Lucinda Williams Affirms Her Queen Status at Nashville’s Most Gloriously Low-Key Party

Music

Prior to performing a swerving version of Lucinda Williams’ “Drunken Angel” for an intimate dinner party in Nashville on Monday night, Jason Isbell remarked how some songwriters just can’t write a good song anymore. But Williams, he said, was so unfailingly talented that she could restart her career right now and in 10 years “we’d be right back here.” Here was the BMI Troubadour Award celebration, which honored Williams — the first woman to receive the award — for decades of songwriting greatness.

The BMI Troubadour dinner is one of Nashville’s most gloriously low-key events, where the guest of honor and those paying her tribute mingle freely over cocktails and a themed meal. When John Prine received the honor in 2018, he requested pot roast; Williams’ menu was fried chicken in a nod to the greasy, humid South she depicted in rich imagery on albums like Sweet Old World and Car Wheels on a Gravel Road (No. 6 on Rolling Stone’s list of the 100 Greatest Country Albums of All Time).

While BMI execs Clay Bradley and Mike O’Neill talked up Williams’ industry accolades — as did journalist and Williams confidant Bill Bentley in an inspiring speech — it was the guest performances that best spoke to her power to elicit emotion. Madeline Edwards, a one-to-watch vocalist with charisma to burn, went first with a buoyant “Passionate Kisses,” Williams’ 1988 demand for needs met and happiness granted. Angel Olsen tackled “Fruits of My Labor,” painstakingly drawling out lyrics about “tangerines and persimmons and sugarcane.” And Amos Lee brought hushed elegance to “Little Angel, Little Brother,” off 1992’s Sweet Old World.

Isbell and his 400 Unit guitar foil Sadler Vaden represented Car Wheels with “Drunken Angel,” a wonderfully ramshackle rendition worthy of the artist who inspired Williams to write it: the late troubadour Blaze Foley. That performance and the one that followed it — Billy Gibbons growling his way through “Changed the Locks” — underscored just how much rock & roll Williams has in her DNA and why, one day, she belongs in the Rock & Roll Hall of Fame (and the Country Music Hall of Fame, for that matter).

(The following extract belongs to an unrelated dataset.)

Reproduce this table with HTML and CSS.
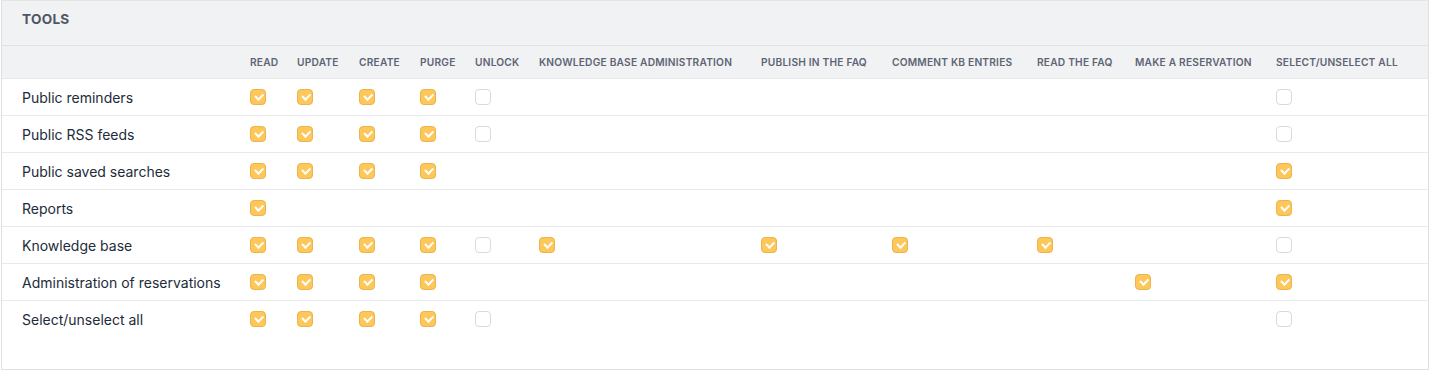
FILE: index.html
```html
<!DOCTYPE html>
<html>
<head>
<meta charset="utf-8">
<link rel="stylesheet" href="styles.css">
</head>
<body>
<div class="card">
  <div class="card-header">TOOLS</div>
  <table class="rights">
    <colgroup>
      <col class="c-label"><col class="c-read"><col class="c-update"><col class="c-create"><col class="c-purge"><col class="c-unlock"><col class="c-kbadmin"><col class="c-publish"><col class="c-comment"><col class="c-readfaq"><col class="c-reserve"><col class="c-all">
    </colgroup>
    <thead>
      <tr>
        <th></th><th>Read</th><th>Update</th><th>Create</th><th>Purge</th><th>Unlock</th><th>Knowledge base administration</th><th>Publish in the FAQ</th><th>Comment KB entries</th><th>Read the FAQ</th><th>Make a reservation</th><th>Select/unselect all</th>
      </tr>
    </thead>
    <tbody>
      <tr>
        <td class="label">Public reminders</td>
        <td><span class="cb on"></span></td><td><span class="cb on"></span></td><td><span class="cb on"></span></td><td><span class="cb on"></span></td><td><span class="cb"></span></td>
        <td></td><td></td><td></td><td></td><td></td><td><span class="cb"></span></td>
      </tr>
      <tr>
        <td class="label">Public RSS feeds</td>
        <td><span class="cb on"></span></td><td><span class="cb on"></span></td><td><span class="cb on"></span></td><td><span class="cb on"></span></td><td><span class="cb"></span></td>
        <td></td><td></td><td></td><td></td><td></td><td><span class="cb"></span></td>
      </tr>
      <tr>
        <td class="label">Public saved searches</td>
        <td><span class="cb on"></span></td><td><span class="cb on"></span></td><td><span class="cb on"></span></td><td><span class="cb on"></span></td><td></td>
        <td></td><td></td><td></td><td></td><td></td><td><span class="cb on"></span></td>
      </tr>
      <tr>
        <td class="label">Reports</td>
        <td><span class="cb on"></span></td><td></td><td></td><td></td><td></td>
        <td></td><td></td><td></td><td></td><td></td><td><span class="cb on"></span></td>
      </tr>
      <tr>
        <td class="label">Knowledge base</td>
        <td><span class="cb on"></span></td><td><span class="cb on"></span></td><td><span class="cb on"></span></td><td><span class="cb on"></span></td><td><span class="cb"></span></td>
        <td><span class="cb on"></span></td><td><span class="cb on"></span></td><td><span class="cb on"></span></td><td><span class="cb on"></span></td><td></td><td><span class="cb"></span></td>
      </tr>
      <tr>
        <td class="label">Administration of reservations</td>
        <td><span class="cb on"></span></td><td><span class="cb on"></span></td><td><span class="cb on"></span></td><td><span class="cb on"></span></td><td></td>
        <td></td><td></td><td></td><td></td><td><span class="cb on"></span></td><td><span class="cb on"></span></td>
      </tr>
      <tr class="last">
        <td class="label">Select/unselect all</td>
        <td><span class="cb on"></span></td><td><span class="cb on"></span></td><td><span class="cb on"></span></td><td><span class="cb on"></span></td><td><span class="cb"></span></td>
        <td></td><td></td><td></td><td></td><td></td><td><span class="cb"></span></td>
      </tr>
    </tbody>
  </table>
</div>
</body>
</html>
```
FILE: styles.css
```css
html, body {
  margin: 0;
  padding: 0;
  background: #ffffff;
}
body {
  font-family: Inter, "Noto Sans", sans-serif;
  color: #222b3a;
  padding: 0 2px 0 1px;
}
.card {
  border: 1px solid #dcdfe4;
  border-top: 1px solid #e3e5e9;
  height: 370px;
  box-sizing: border-box;
  background: #fff;
}
.card-header {
  background: #f1f2f4;
  height: 45px;
  box-sizing: border-box;
  padding: 10px 0 0 20px;
  font-size: 13.6px;
  font-weight: 700;
  letter-spacing: 0.02em;
  color: #4e5664;
  border-bottom: 1px solid #dfe2e6;
}
.rights {
  width: 100%;
  table-layout: fixed;
  border-collapse: collapse;
}
.c-label { width: 248px; }
.c-read { width: 47px; }
.c-update { width: 62px; }
.c-create { width: 61px; }
.c-purge { width: 55px; }
.c-unlock { width: 64px; }
.c-kbadmin { width: 222px; }
.c-publish { width: 131px; }
.c-comment { width: 145px; }
.c-readfaq { width: 98px; }
.c-reserve { width: 141px; }
.c-all { width: auto; }
.rights thead th {
  background: #f1f2f4;
  height: 32px;
  padding: 0;
  text-align: left;
  vertical-align: middle;
  font-size: 10.2px;
  font-weight: 600;
  letter-spacing: 0.02em;
  text-transform: uppercase;
  color: #5d6574;
  white-space: nowrap;
  border-bottom: 1px solid #e6e8eb;
}
.rights tbody td {
  height: 36px;
  padding: 0;
  vertical-align: middle;
  border-bottom: 1px solid #e8eaed;
}
.rights tbody tr.last td {
  border-bottom: none;
}
.rights td.label {
  padding-left: 20px;
  font-size: 14px;
  color: #222b3a;
}
.cb {
  display: block;
  width: 16px;
  height: 16px;
  box-sizing: border-box;
  border: 1px solid #d7dadf;
  border-radius: 4px;
  background: #fff;
  position: relative;
}
.cb.on {
  background: #fdc75a;
  border-color: #ebb44c;
}
.cb.on::after {
  content: "";
  position: absolute;
  left: 4px;
  top: 3px;
  width: 6px;
  height: 3.5px;
  border-left: 2px solid #fff;
  border-bottom: 2px solid #fff;
  transform: rotate(-45deg);
  transform-origin: center;
}
```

Lucinda Williams brought together artists like Billy Gibbons and Jason Isbell in Nashville. (Erika Goldring for BMI)

Robert Plant, himself a Rock Hall member, likely wouldn’t object. The Led Zeppelin legend couldn’t attend Williams’ party in person but sent a video message that he inexplicably filmed in front of a Western wear store on Nashville’s Nolensville Pike. Steve Earle, Elizabeth Cook, and Williams’ producer Ray Kennedy all submitted video tributes as well, with Earle remarking how “LuLu,” as he calls her, doesn’t do well in sunlight and Cook praising Williams’ advice to wear glittery nail polish when she plays guitar — it’s easier to touch up when it chips.

For her part, Williams gave a short speech about feeling all the love in the room, praised her Thirty Tigers label boss for being a “radical leftie,” and offered a humble thanks. Then she was off into the night, the time when — as several of her friends noted — she does her best work.